▶ Your task
Gather from the material every line that contains the string "styled".

[Begin Given material]

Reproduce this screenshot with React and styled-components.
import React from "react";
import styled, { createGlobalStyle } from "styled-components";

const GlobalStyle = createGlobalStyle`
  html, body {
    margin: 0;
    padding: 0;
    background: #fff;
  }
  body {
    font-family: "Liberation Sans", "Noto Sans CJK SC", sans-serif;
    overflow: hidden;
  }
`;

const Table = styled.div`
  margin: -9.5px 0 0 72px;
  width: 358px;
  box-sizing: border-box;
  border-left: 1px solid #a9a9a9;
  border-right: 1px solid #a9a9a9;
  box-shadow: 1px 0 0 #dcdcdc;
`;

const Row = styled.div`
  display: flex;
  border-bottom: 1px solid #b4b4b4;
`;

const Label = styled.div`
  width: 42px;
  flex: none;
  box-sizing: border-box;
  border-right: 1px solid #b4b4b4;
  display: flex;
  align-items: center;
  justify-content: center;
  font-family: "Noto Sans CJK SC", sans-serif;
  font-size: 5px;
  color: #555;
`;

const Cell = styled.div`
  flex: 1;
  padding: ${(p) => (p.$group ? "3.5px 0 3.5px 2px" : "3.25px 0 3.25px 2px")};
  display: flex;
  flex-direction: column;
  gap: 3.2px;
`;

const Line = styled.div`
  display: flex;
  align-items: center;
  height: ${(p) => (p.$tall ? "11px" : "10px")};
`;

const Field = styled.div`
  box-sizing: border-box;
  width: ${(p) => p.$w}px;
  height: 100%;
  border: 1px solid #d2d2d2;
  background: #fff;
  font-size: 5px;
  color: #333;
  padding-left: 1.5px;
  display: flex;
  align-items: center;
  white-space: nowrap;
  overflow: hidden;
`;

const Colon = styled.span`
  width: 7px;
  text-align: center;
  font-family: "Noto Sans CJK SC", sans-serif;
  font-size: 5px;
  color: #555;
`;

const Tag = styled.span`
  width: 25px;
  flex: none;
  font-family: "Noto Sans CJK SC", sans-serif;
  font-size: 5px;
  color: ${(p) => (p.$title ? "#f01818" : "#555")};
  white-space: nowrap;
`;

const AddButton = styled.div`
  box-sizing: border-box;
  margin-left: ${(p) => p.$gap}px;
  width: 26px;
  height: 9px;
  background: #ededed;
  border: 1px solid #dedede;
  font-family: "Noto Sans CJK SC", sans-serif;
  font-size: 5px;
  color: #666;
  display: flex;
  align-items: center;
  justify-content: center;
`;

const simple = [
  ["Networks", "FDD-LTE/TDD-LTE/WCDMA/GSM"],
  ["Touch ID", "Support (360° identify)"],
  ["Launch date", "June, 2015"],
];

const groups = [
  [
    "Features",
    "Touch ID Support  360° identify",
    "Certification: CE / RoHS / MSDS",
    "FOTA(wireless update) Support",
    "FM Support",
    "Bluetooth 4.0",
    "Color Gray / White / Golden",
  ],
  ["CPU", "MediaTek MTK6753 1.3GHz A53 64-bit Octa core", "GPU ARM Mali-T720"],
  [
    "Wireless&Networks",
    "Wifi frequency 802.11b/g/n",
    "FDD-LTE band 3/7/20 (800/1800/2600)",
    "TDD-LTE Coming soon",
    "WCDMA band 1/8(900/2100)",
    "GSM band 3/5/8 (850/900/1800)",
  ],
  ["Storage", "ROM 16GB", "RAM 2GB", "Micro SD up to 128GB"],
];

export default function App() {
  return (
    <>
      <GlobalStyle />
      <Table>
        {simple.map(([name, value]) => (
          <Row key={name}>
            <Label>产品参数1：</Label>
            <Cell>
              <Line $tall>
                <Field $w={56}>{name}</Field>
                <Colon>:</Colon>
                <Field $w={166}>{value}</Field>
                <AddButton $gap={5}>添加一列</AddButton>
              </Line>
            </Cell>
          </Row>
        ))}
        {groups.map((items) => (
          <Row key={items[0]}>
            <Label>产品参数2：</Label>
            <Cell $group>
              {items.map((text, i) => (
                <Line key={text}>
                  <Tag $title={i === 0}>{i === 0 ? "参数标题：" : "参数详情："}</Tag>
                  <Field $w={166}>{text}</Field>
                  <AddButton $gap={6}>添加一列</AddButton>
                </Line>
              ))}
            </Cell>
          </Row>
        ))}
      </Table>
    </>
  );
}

[End Given material]

▶ Task response
Reproduce this screenshot with React and styled-components.
import styled, { createGlobalStyle } from "styled-components";
const Table = styled.div`
const Row = styled.div`
const Label = styled.div`
const Cell = styled.div`
const Line = styled.div`
const Field = styled.div`
const Colon = styled.span`
const Tag = styled.span`
const AddButton = styled.div`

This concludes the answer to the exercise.